Attached is a photo of AA at the 1966 workshop by Al Weber, who must have certainly been beside me at the time as I was doing an almost identical shot with my Leica M3.

Ansel, LeConte Memorial by Al Weber.jpg
 
Jerry, thanks for the thoughtful post! I've never given much thought to why I photograph, either, but since you brought it up two things jump immediately to mind for me:

1. I forget which famous photographer said this, but I wholeheartedly agree: I like to see what something looks like as a photograph.

2. I love being outside! Therefore, carrying a camera under the guise of "making images" has always been my excuse for roaming the countryside.

Always liked that image of AA, too!
 
Jerry,
Thank you for that. A very interesting account. And a good question, perhaps one we don't ask often enough. You write with great clarity.
 
You made me think. I did a bit of searching and came across this:
https://www.amazon.co.uk/Why-People...893816035/ref=cm_cr_arp_d_product_top?ie=UTF8

It's by Robert Adams, who writes elegantly on photography. I'm ordering a copy.

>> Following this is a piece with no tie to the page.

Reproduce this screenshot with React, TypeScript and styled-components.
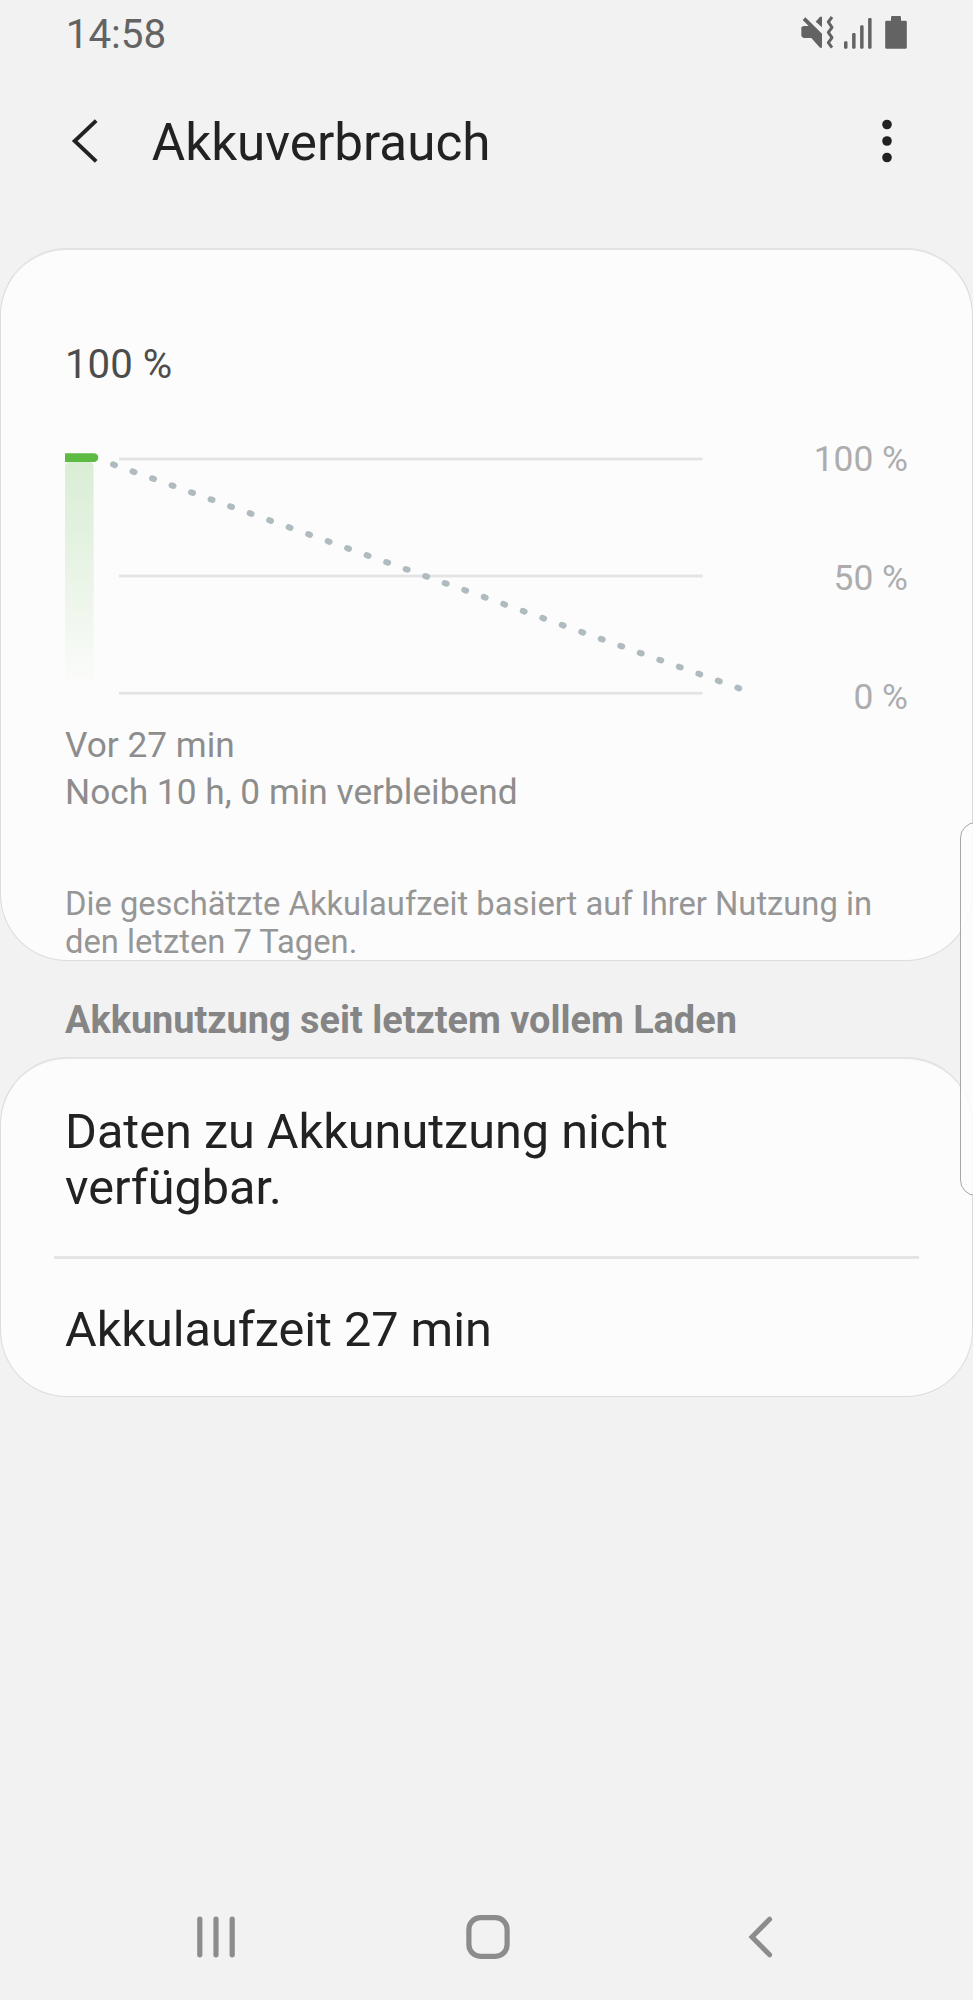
import React from "react";
import styled, { createGlobalStyle } from "styled-components";

const GlobalStyle = createGlobalStyle`
  *, *::before, *::after { box-sizing: border-box; }
  html, body { margin: 0; padding: 0; background: #f2f2f2; }
  body { overflow: hidden; }
  svg { display: block; flex: none; }
`;

const Screen = styled.div`
  position: relative;
  display: flex;
  flex-direction: column;
  width: 973px;
  height: 2000px;
  overflow: hidden;
  background: #f2f2f2;
  color: #222;
  font-family: Roboto, "Liberation Sans", sans-serif;
`;

const StatusBar = styled.div`
  display: flex;
  justify-content: space-between;
  height: 68px;
  padding: 0 65.7px;
  color: #636363;
`;

const Clock = styled.span`
  font-size: 40.4px;
  line-height: 69px;
`;

const StatusIcons = styled.div`
  display: flex;
  padding-top: 16px;
`;

const SignalSlot = styled.div`
  margin: 0 13.4px 0 10.3px;
`;

const TopBar = styled.header`
  display: flex;
  align-items: center;
  height: 149px;
  margin-bottom: 31px;
  padding: 0 80.5px 0 70px;
`;

const IconButton = styled.button`
  display: flex;
  padding: 0;
  border: 0;
  background: none;
  color: inherit;
`;

const BackButton = styled(IconButton)`
  margin-bottom: 4px;
`;

const MenuButton = styled(IconButton)`
  margin: 0 0 4px auto;
`;

const Title = styled.h1`
  margin: 0 0 0 51.8px;
  font-size: 51.2px;
  font-weight: 400;
  line-height: 60px;
`;

const Card = styled.section<{ $height: number }>`
  flex: none;
  height: ${(p) => p.$height}px;
  border: 1px solid #dcdcdc;
  border-top: 2px solid #e3e3e3;
  border-radius: 67px;
  background: #fcfcfc;
`;

const ChartCard = styled(Card)`
  padding: 90px 64px 0;
`;

const Level = styled.div`
  color: #4c4c4c;
  font-size: 40.2px;
  line-height: 50px;
`;

const ChartRow = styled.div`
  display: flex;
  justify-content: space-between;
  height: 280px;
  margin-top: 48px;
`;

const AxisLabels = styled.div`
  display: flex;
  flex-direction: column;
  justify-content: space-between;
  align-items: flex-end;
  color: #adadad;
  font-size: 35.4px;
  line-height: 42px;
`;

const Estimate = styled.div`
  margin-top: 3.5px;
  color: #8d8d8d;
  font-size: 35.25px;
  line-height: 47.5px;
`;

const Note = styled.p`
  margin: 68px 0 0;
  color: #969696;
  font-size: 32.72px;
  line-height: 38px;
  white-space: nowrap;
`;

const SectionTitle = styled.h2`
  flex: none;
  height: 96px;
  margin: 0;
  padding: 37px 65px 0;
  color: #858585;
  font-size: 37.86px;
  font-weight: 700;
  line-height: 44px;
`;

const UsageCard = styled(Card)`
  padding: 44.5px 53px 0;
`;

const UsageRow = styled.div`
  padding: 0 11px;
  font-size: 48.6px;
  line-height: 56.5px;
`;

const Divider = styled.div`
  height: 3px;
  margin: 39.5px 0 42.5px;
  background: #e4e4e4;
`;

const NavBar = styled.nav`
  display: grid;
  grid-template-columns: repeat(3, 272px);
  justify-content: center;
  align-items: center;
  justify-items: center;
  height: 126px;
  margin-top: auto;
  padding-left: 3px;
  color: #8c8c8c;
`;

const EdgeHandle = styled.div`
  position: absolute;
  top: 822px;
  right: -19px;
  width: 32px;
  height: 374px;
  border: 1.5px solid #a8a8a8;
  border-radius: 16px;
  background: rgba(253, 253, 253, 0.88);
`;

const MutedVibrateIcon = () => (
  <svg width="33" height="33" viewBox="64 48 99 99">
    <path
      fill="currentColor"
      d="M74 78H87L69 60L77 52L127 101V143H121L95 114H71L65 108V84Q65 78 74 78ZM108 65L121 50H127V82Z"
    />
    <path
      d="M157 51L146 66L157 82L146 97L157 113L146 128L157 143"
      fill="none"
      stroke="currentColor"
      strokeWidth="9"
      strokeLinejoin="round"
    />
  </svg>
);

const SignalIcon = () => (
  <svg width="28" height="33" viewBox="0 0 28 33" fill="currentColor">
    <rect x="0" y="25.3" width="3.5" height="7.5" rx="1.2" />
    <rect x="8.1" y="17" width="3.5" height="15.8" rx="1.2" />
    <rect x="16.1" y="9.2" width="3.5" height="23.6" rx="1.2" />
    <rect x="24.1" y="2" width="3.5" height="30.8" rx="1.2" />
  </svg>
);

const BatteryIcon = () => (
  <svg width="22" height="33" viewBox="0 0 22 33" fill="currentColor">
    <rect x="0.2" y="4.8" width="21.6" height="28" rx="1.4" />
    <rect x="6" y="0" width="10" height="8" rx="1.2" />
  </svg>
);

const BackIcon = () => (
  <svg width="30" height="46" viewBox="0 0 30 46">
    <path d="M26.2 2.6L4.7 23L26.2 43.4" fill="none" stroke="currentColor" strokeWidth="3.9" />
  </svg>
);

const MoreIcon = () => (
  <svg width="12" height="46" viewBox="0 0 12 46" fill="currentColor">
    <circle cx="6" cy="6.5" r="4.8" />
    <circle cx="6" cy="23" r="4.8" />
    <circle cx="6" cy="39.5" r="4.8" />
  </svg>
);

const RecentsIcon = () => (
  <svg width="40" height="44" viewBox="0 0 40 44" stroke="currentColor" strokeWidth="5.2" strokeLinecap="round">
    <path d="M3.8 4.2V39.8M20 4.2V39.8M36.2 4.2V39.8" />
  </svg>
);

const HomeIcon = () => (
  <svg width="44" height="44" viewBox="0 0 44 44">
    <rect x="2.9" y="2.7" width="38.2" height="38.6" rx="11.5" fill="none" stroke="currentColor" strokeWidth="5.2" />
  </svg>
);

const NavBackIcon = () => (
  <svg width="26" height="44" viewBox="0 0 26 44">
    <path
      d="M22.6 4.2L5 22L22.6 39.8"
      fill="none"
      stroke="currentColor"
      strokeWidth="5"
      strokeLinecap="round"
    />
  </svg>
);

const BatteryChart = () => (
  <svg width="690" height="280" viewBox="0 0 690 280">
    <defs>
      <linearGradient id="charge" x1="0" y1="0" x2="0" y2="1">
        <stop offset="0" stopColor="#5dbb46" stopOpacity="0.22" />
        <stop offset="0.5" stopColor="#5dbb46" stopOpacity="0.12" />
        <stop offset="1" stopColor="#5dbb46" stopOpacity="0.01" />
      </linearGradient>
    </defs>
    <g fill="#e3e3e3">
      <rect x="54" y="19.6" width="583.6" height="2.8" />
      <rect x="54" y="136.6" width="583.6" height="2.8" />
      <rect x="54" y="253.8" width="583.6" height="2.8" />
    </g>
    <path d="M0 30Q0 24 4 24H25Q28.6 24 28.6 30V243H0Z" fill="url(#charge)" />
    <path d="M0 15.3H29A4.3 4.3 0 0 1 29 23.9H0Z" fill="#5dbb43" />
    <path
      d="M48.1 26.4L675.5 250.8"
      fill="none"
      stroke="#b0bbc0"
      strokeWidth="6.1"
      strokeLinecap="round"
      strokeDasharray="1.9 18.82"
    />
  </svg>
);

export default function App() {
  return (
    <Screen>
      <GlobalStyle />
      <StatusBar>
        <Clock>14:58</Clock>
        <StatusIcons>
          <MutedVibrateIcon />
          <SignalSlot>
            <SignalIcon />
          </SignalSlot>
          <BatteryIcon />
        </StatusIcons>
      </StatusBar>
      <TopBar>
        <BackButton aria-label="Zurück">
          <BackIcon />
        </BackButton>
        <Title>Akkuverbrauch</Title>
        <MenuButton aria-label="Weitere Optionen">
          <MoreIcon />
        </MenuButton>
      </TopBar>
      <ChartCard $height={713}>
        <Level>100 %</Level>
        <ChartRow>
          <BatteryChart />
          <AxisLabels>
            <span>100 %</span>
            <span>50 %</span>
            <span>0 %</span>
          </AxisLabels>
        </ChartRow>
        <Estimate>
          Vor 27 min
          <br />
          Noch 10 h, 0 min verbleibend
        </Estimate>
        <Note>
          Die geschätzte Akkulaufzeit basiert auf Ihrer Nutzung in
          <br />
          den letzten 7 Tagen.
        </Note>
      </ChartCard>
      <SectionTitle>Akkunutzung seit letztem vollem Laden</SectionTitle>
      <UsageCard $height={340}>
        <UsageRow>
          Daten zu Akkunutzung nicht
          <br />
          verfügbar.
        </UsageRow>
        <Divider />
        <UsageRow>Akkulaufzeit 27 min</UsageRow>
      </UsageCard>
      <NavBar>
        <IconButton aria-label="Letzte Apps">
          <RecentsIcon />
        </IconButton>
        <IconButton aria-label="Startbildschirm">
          <HomeIcon />
        </IconButton>
        <IconButton aria-label="Zurück">
          <NavBackIcon />
        </IconButton>
      </NavBar>
      <EdgeHandle />
    </Screen>
  );
}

If I may comment on something you said, I suggest that composition can be taught. Not quite like teaching driving or woodwork, of course, but lessons can be learned.* Discussing different images and visualising different approaches can help, particularly if done in a group. A change in cropping can sometimes bring an image to life, and visualising what would happen if the camera had been placed elsewhere is particularly useful for LF photographers, who are obliged to be parsimonious with exposures. All this implants itself under the skin so that when confronted with the ground glass, it seems to be, as you say – "felt".
After thinking about composition, it's possible to go forward to discuss "meaning" but that's a much trickier matter. The word meaning means different things to different people and an image may affect the viewer differently when associated with other images. Deeper waters here.

*I notice that I've used the words taught and learned above, as though they were different sides of the same coin. Being taught and learning are not quite the same. Being taught can be passive: active learning is what we need.